Brianna Campbell / The Collegian Online
A professor, playwright, director, Pulitzer Prize nominee, winner of various awards and honors: the resume of California State University, Fresno’s Dr. Edward EmanuEl stretches endlessly. Yet, this semester
will feature his final effort on a faculty that he has served for decades.
EmanuEl will partially retire at the end of this semester with a bang. He directs his final production in the John Wright Theatre, “The Resistible Rise of Arturo Ui: The Gangster Play,” a clash of 1930s, fedora wearing gangsters brandishing wood cut-out guns and dancing, stiletto-clad chorus girls.
EmanuEl arrived at Fresno State in the fall of 1969. His 40-year-long career spans 80 academic semesters, not counting summer sessions. A typical four-year student would spend only eight semesters at Fresno State.
EmanuEl’s achievements are vast. This year alone, he received Fresno State’s Provost Award for Teaching Excellence and Creative Activity. He has been awarded international honors for his playwriting and has guest directed in countries across the globe.
A spotlight summary on the theatre arts Web site estimates that EmanuEl impacted some 22,000 students through the acting and directing, dramatic literature, theatre history, screenwriting and drama appreciation courses he taught — the equivalent of the total number of students currently attending Fresno State.
Despite retiring as the director, EmanuEl will continue to be a professor on campus, Ashley Nathanson-Rossette, theatre arts major as well as assistant costume director for “The Resistible Rise of Arturo Ui” said. “He will be missed,” Nathanson-Rossette who took dramatic literature with EmanuEl said. “He’s a fascinating guy and a fun teacher,” she explained.
EmanuEl’s “fascinating” and “fun” characteristics can be seen on opening night, Dec. 4, through his interpretation of the play, written by Bertolt Brecht.
With sleeves rolled, EmanuEl gathered his student cast, asking, “The essence of a show is?” To which they responded emphatically in unison, “Communication!”
The actors’ costumes and props, consisting of wooden guns, red silk scarves representing blood, fedoras, gloves, etc served as secondary methods of attention getting, EmanuEl explained to the cast. The primary way to engage the audience, he continued, ought to be by communicating the story through their expressions.
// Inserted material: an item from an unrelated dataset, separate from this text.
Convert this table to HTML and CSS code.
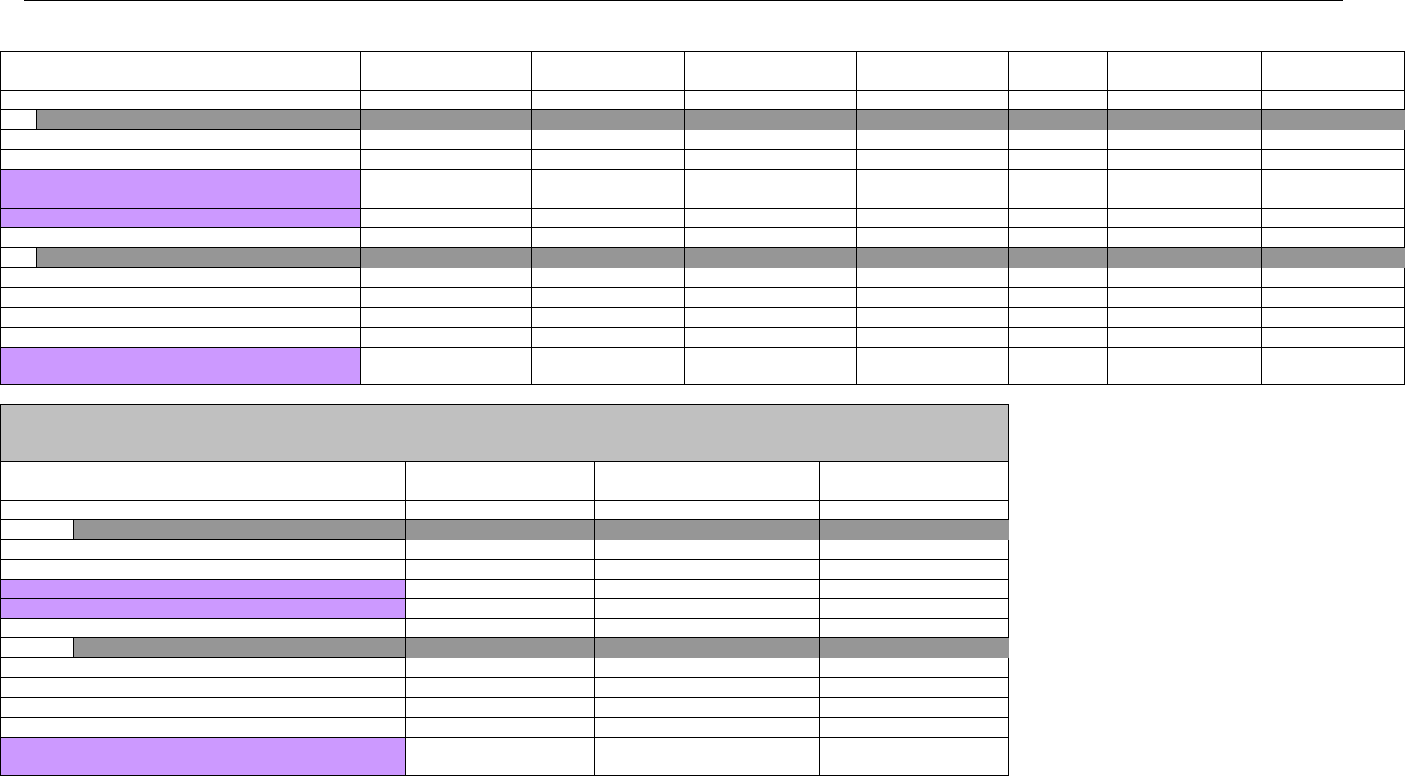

“He likes taking risks,” Terry Miller, fellow long-time theatre faculty said of his colleague. “He’s fearless in taking on big, complicated projects.” Confirming that statement, EmanuEl’s cast is comprised of more than 20 students, all onstage throughout the duration of the play.
“I love this cast and the production,” EmanuEl explained. “Whether anybody else will or not remains to be seen.”
In regards to the final show being his favorite, EmanuEl said in all honestly, “Every show I direct is my favorite.”
“He’ll do some teaching in retirement, so general education students will still enjoy the expertise, humor and enormous energy that have made his Drama 62 class a favorite,” Miller said. “Those qualities will be missed by our majors, though.” Miller feels that EmanuEl’s impact on the theatre department both as a director and as an instructor will not quickly be forgotten. “Literally and figuratively, he will leave big shoes to fill,” Miller said.